Germany's "dual" vocational training system - Close the "fairness gap" and supplement the system with new concepts!

- BIBB president lays out position on current discussion -

"One decisive prerequisite for ensuring a sufficient number of in-house training places for young people is to close the 'fairness gap' that exists between companies that provide in-house training and companies that don't. This would necessitate corresponding agreements on financial equalization at regional and sectoral level. This in turn would call for insight, will and concrete action on the part of the relevant industrial associations, unions and management. These types of solutions are better and more effective than mandated assessment financing through centralized funds, which cannot be done without complicated procedures and bureaucracy." With these words, the president of the Federal Institute for Vocational Training ("BIBB"), Professor Helmut Pütz, gave his opinion on the current discussion over the training place situation and the methods of financing vocational training in Germany, as part of a commentary on the subject "The 2004 training year will be another critical year - The 'fairness gap' has to be closed".1

President Pütz's position: The trend toward eliminating jobs will continue even as the economy gradually improves. As a consequence, not only will the number of in-company training places fall short of the higher levels seen in the past, this situation will seriously threaten Germany's entire "dual" vocational training system in the long term. To meet this challenge, Professor Pütz points out, parts of Germany's vocational training system must be re-thought and re-organized.

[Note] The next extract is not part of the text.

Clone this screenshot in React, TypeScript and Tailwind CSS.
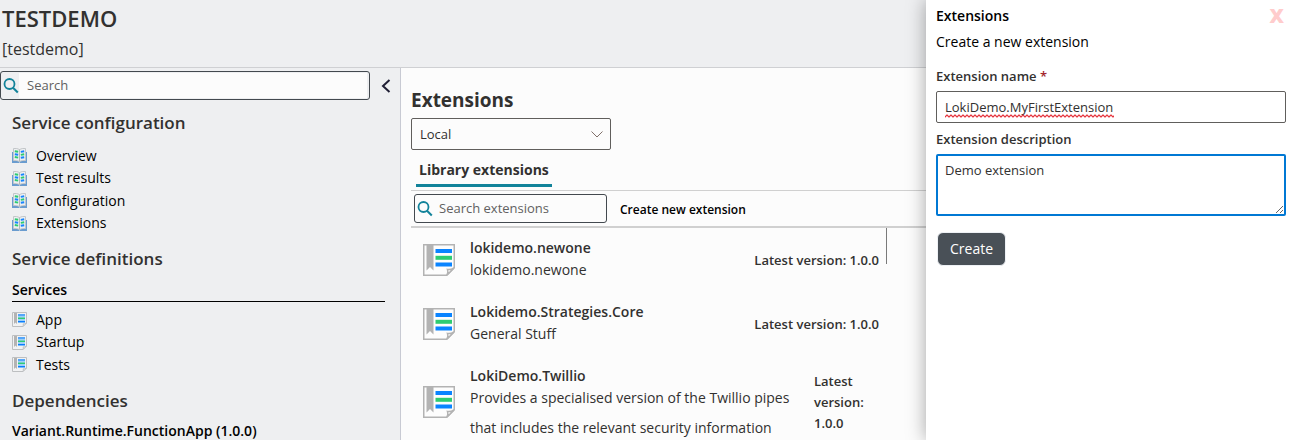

For this reason, Professor Pütz proposes - not as an alternative but as a permanent addition to the dual vocational training system - applying the "sandwich system" to the vocational training concept which follows a kind of division of labour, as has already been done with success in Austria and some of Germany's federal states. This model envisions alternating long phases of in-company training (not to be confused with practice periods) with full-time classes at vocational school and ends with a final examination that is held by the respective trade chamber. As in the dual vocational training system, young people could receive a training allowance while undergoing in-company training. Financial assistance during periods of full-time vocational school would be provided through the Federal Training Assistance Act. 

As Professor Pütz noted, in an age when workers regularly undergo upgrading training, when workers are expected to have ever more specialized knowledge and know-how and when hiring companies expect skilled workers to have high qualification levels, supplementary training of this type constitutes an answer that is in tune with the times and offers a solution to the continual shortage of in-company training places.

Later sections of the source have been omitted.